Goal: Only a number is wanted. Count the lines holding the string "styles".

>> Start

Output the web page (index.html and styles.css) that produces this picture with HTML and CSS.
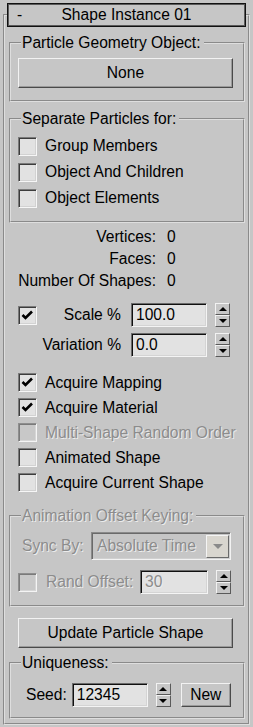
FILE: index.html
```html
<!DOCTYPE html>
<html>
<head>
    <title>Shape Instance 01</title>
    <link rel="stylesheet" href="styles.css">
</head>
<body>
    <div class="rollout">
        <div class="rollout-title">
            <span class="collapse">-</span>
            <span class="title-text">Shape Instance 01</span>
        </div>

        <fieldset class="group geom">
            <legend>Particle Geometry Object:</legend>
            <div class="btn">None</div>
        </fieldset>

        <fieldset class="group separate">
            <legend>Separate Particles for:</legend>
            <div class="check"><span class="box"></span>Group Members</div>
            <div class="check"><span class="box"></span>Object And Children</div>
            <div class="check"><span class="box"></span>Object Elements</div>
        </fieldset>

        <div class="stats">
            <div class="stat"><span class="stat-label">Vertices:</span><span class="stat-value">0</span></div>
            <div class="stat"><span class="stat-label">Faces:</span><span class="stat-value">0</span></div>
            <div class="stat"><span class="stat-label">Number Of Shapes:</span><span class="stat-value">0</span></div>
        </div>

        <div class="spin-row scale-row">
            <div class="spin-lead">
                <span class="box"><svg width="17" height="17" viewBox="0 0 17 17"><polyline points="3.5,8 6.5,11 13,4.5" fill="none" stroke="#000" stroke-width="2.6"/></svg></span>
                <span class="spin-label">Scale %</span>
            </div>
            <div class="field">100.0</div>
            <div class="spinner"><span class="spin-up"></span><span class="spin-down"></span></div>
        </div>
        <div class="spin-row variation-row">
            <div class="spin-lead">
                <span class="spin-label">Variation %</span>
            </div>
            <div class="field">0.0</div>
            <div class="spinner"><span class="spin-up"></span><span class="spin-down"></span></div>
        </div>

        <div class="options">
            <div class="check"><span class="box"><svg width="17" height="17" viewBox="0 0 17 17"><polyline points="3.5,8 6.5,11 13,4.5" fill="none" stroke="#000" stroke-width="2.6"/></svg></span>Acquire Mapping</div>
            <div class="check"><span class="box"><svg width="17" height="17" viewBox="0 0 17 17"><polyline points="3.5,8 6.5,11 13,4.5" fill="none" stroke="#000" stroke-width="2.6"/></svg></span>Acquire Material</div>
            <div class="check disabled"><span class="box"></span>Multi-Shape Random Order</div>
            <div class="check"><span class="box"></span>Animated Shape</div>
            <div class="check"><span class="box"></span>Acquire Current Shape</div>
        </div>

        <fieldset class="group offset disabled">
            <legend>Animation Offset Keying:</legend>
            <div class="sync-row">
                <span class="sync-label">Sync By:</span>
                <div class="dropdown">
                    <span class="dropdown-text">Absolute Time</span>
                    <span class="dropdown-btn"></span>
                </div>
            </div>
            <div class="rand-row">
                <span class="box"></span>
                <span class="rand-label">Rand Offset:</span>
                <div class="field rand-field">30</div>
                <div class="spinner"><span class="spin-up"></span><span class="spin-down"></span></div>
            </div>
        </fieldset>

        <div class="btn btn-update">Update Particle Shape</div>

        <fieldset class="group unique">
            <legend>Uniqueness:</legend>
            <div class="seed-row">
                <span class="seed-label">Seed:</span>
                <div class="field seed-field">12345</div>
                <div class="spinner"><span class="spin-up"></span><span class="spin-down"></span></div>
                <div class="btn btn-new">New</div>
            </div>
        </fieldset>
    </div>
</body>
</html>
```

FILE: styles.css
```css
body {
    margin: 0;
    background: #c6c6c6;
    font-family: "Liberation Sans", Arial, sans-serif;
    font-size: 15.6px;
    color: #000;
}
.rollout {
    margin: 14px 3px 2px 3px;
    padding: 0 3px 4px 4px;
    border: 2px groove #dedede;
}
.rollout-title {
    display: flex;
    align-items: center;
    box-sizing: border-box;
    height: 24px;
    margin: -13px -1px 0 -2px;
    border: 1px solid #111;
    box-shadow: inset 1px 1px 0 #5a5a5a, inset -1px -1px 0 #5a5a5a;
    background: #c6c6c6;
}
.collapse {
    width: 22px;
    padding-left: 9px;
    box-sizing: border-box;
}
.title-text {
    flex: 1;
    text-align: center;
    margin-right: 22px;
}

/* group boxes */
.group {
    margin: 0;
    padding: 0 10px 0 7px;
    border: 2px groove #dedede;
    min-width: 0;
}
.group legend {
    margin-left: 3px;
    padding: 0 3px 0 1px;
    line-height: 18px;
}
.geom {
    margin-top: 7px;
    padding-top: 6px;
    padding-bottom: 12px;
}
.separate {
    margin-top: 8px;
    padding-top: 5px;
    padding-bottom: 10px;
}
.offset {
    margin-top: 12px;
    padding-top: 7px;
    padding-bottom: 11px;
}
.unique {
    margin-top: 6px;
    padding-top: 11px;
    padding-bottom: 10px;
}

/* buttons */
.btn {
    display: flex;
    align-items: center;
    justify-content: center;
    box-sizing: border-box;
    height: 30px;
    border: 1px solid;
    border-color: #f2f2f2 #4a4a4a #4a4a4a #f2f2f2;
    box-shadow: inset -1px -1px 0 #9a9a9a;
}
.btn-update {
    margin: 11px 12px 0 9px;
}
.btn-new {
    width: 50px;
    height: 24px;
    margin-left: 10px;
}

/* checkboxes */
.check {
    display: flex;
    align-items: center;
    height: 26px;
}
.box {
    flex: none;
    box-sizing: border-box;
    width: 19px;
    height: 19px;
    border: 1px solid;
    border-color: #7a7a7a #f6f6f6 #f6f6f6 #7a7a7a;
    box-shadow: inset 1px 1px 0 #3c3c3c, inset -1px -1px 0 #d2d2d2;
    background: #e2e2e2;
}
.box svg {
    display: block;
}
.check .box {
    margin-right: 8px;
}
.options {
    margin-top: 13px;
    padding-left: 9px;
}
.options .check {
    height: 25px;
}
.disabled,
.disabled legend {
    color: #8c8c8c;
    text-shadow: 1px 1px 0 #ececec;
}
.disabled .box {
    background: #c8c8c8;
    border-color: #8e8e8e #f4f4f4 #f4f4f4 #8e8e8e;
    box-shadow: inset 1px 1px 0 #7a7a7a, inset -1px -1px 0 #d6d6d6;
}

/* stats */
.stats {
    margin-top: 3px;
}
.stat {
    display: flex;
    align-items: center;
    height: 22px;
}
.stat-label {
    width: 147px;
    text-align: right;
}
.stat-value {
    margin-left: 11px;
}

/* spinner rows */
.spin-row {
    display: flex;
    align-items: center;
    height: 24px;
}
.scale-row {
    margin-top: 11px;
}
.variation-row {
    margin-top: 6px;
}
.spin-lead {
    display: flex;
    align-items: center;
    width: 112px;
}
.spin-lead .box {
    margin-left: 9px;
}
.spin-label {
    margin-left: auto;
}
.field {
    display: flex;
    align-items: center;
    box-sizing: border-box;
    width: 76px;
    height: 24px;
    padding-left: 4px;
    border: 1px solid;
    border-color: #6a6a6a #f4f4f4 #f4f4f4 #6a6a6a;
    box-shadow: inset 1px 1px 0 #101010, inset -1px -1px 0 #d4d4d4;
    background: #e2e2e2;
}
.spin-row .field {
    margin-left: 10px;
}
.spinner {
    flex: none;
    display: flex;
    flex-direction: column;
    width: 15px;
    height: 24px;
    margin-left: 8px;
}
.spinner span {
    flex: 1;
    display: flex;
    align-items: center;
    justify-content: center;
    border: 1px solid;
    border-color: #f2f2f2 #5a5a5a #5a5a5a #f2f2f2;
}
.spin-up::before {
    content: "";
    border-left: 4px solid transparent;
    border-right: 4px solid transparent;
    border-bottom: 4px solid #000;
}
.spin-down::before {
    content: "";
    border-left: 4px solid transparent;
    border-right: 4px solid transparent;
    border-top: 4px solid #000;
}

/* animation offset */
.sync-row {
    display: flex;
    align-items: center;
    height: 28px;
}
.sync-label {
    margin-left: 4px;
}
.dropdown {
    display: flex;
    align-items: center;
    box-sizing: border-box;
    width: 140px;
    height: 28px;
    margin: 0 2px 0 auto;
    padding: 0 1px 0 5px;
    border: 1px solid;
    border-color: #8a8a8a #f2f2f2 #f2f2f2 #8a8a8a;
    box-shadow: inset 1px 1px 0 #6a6a6a, inset -1px -1px 0 #d0d0d0;
}
.dropdown-text {
    flex: 1;
}
.dropdown-btn {
    display: flex;
    align-items: center;
    justify-content: center;
    box-sizing: border-box;
    width: 23px;
    height: 23px;
    border: 1px solid;
    border-color: #f4f4f4 #6a6a6a #6a6a6a #f4f4f4;
    background: #d9d6cf;
}
.dropdown-btn::before {
    content: "";
    border-left: 5px solid transparent;
    border-right: 5px solid transparent;
    border-top: 5px solid #8a8a8a;
}
.rand-row {
    display: flex;
    align-items: center;
    height: 24px;
    margin-top: 10px;
    padding-right: 2px;
}
.rand-label {
    margin-left: 9px;
}
.rand-field {
    width: 68px;
    margin-left: auto;
}
.rand-row .spinner span::before {
    border-top-color: #000;
    border-bottom-color: #000;
}

/* uniqueness */
.seed-row {
    display: flex;
    align-items: center;
    height: 24px;
}
.seed-label {
    margin-left: 8px;
}
.seed-field {
    margin-left: 5px;
}
```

>> End

The output: 3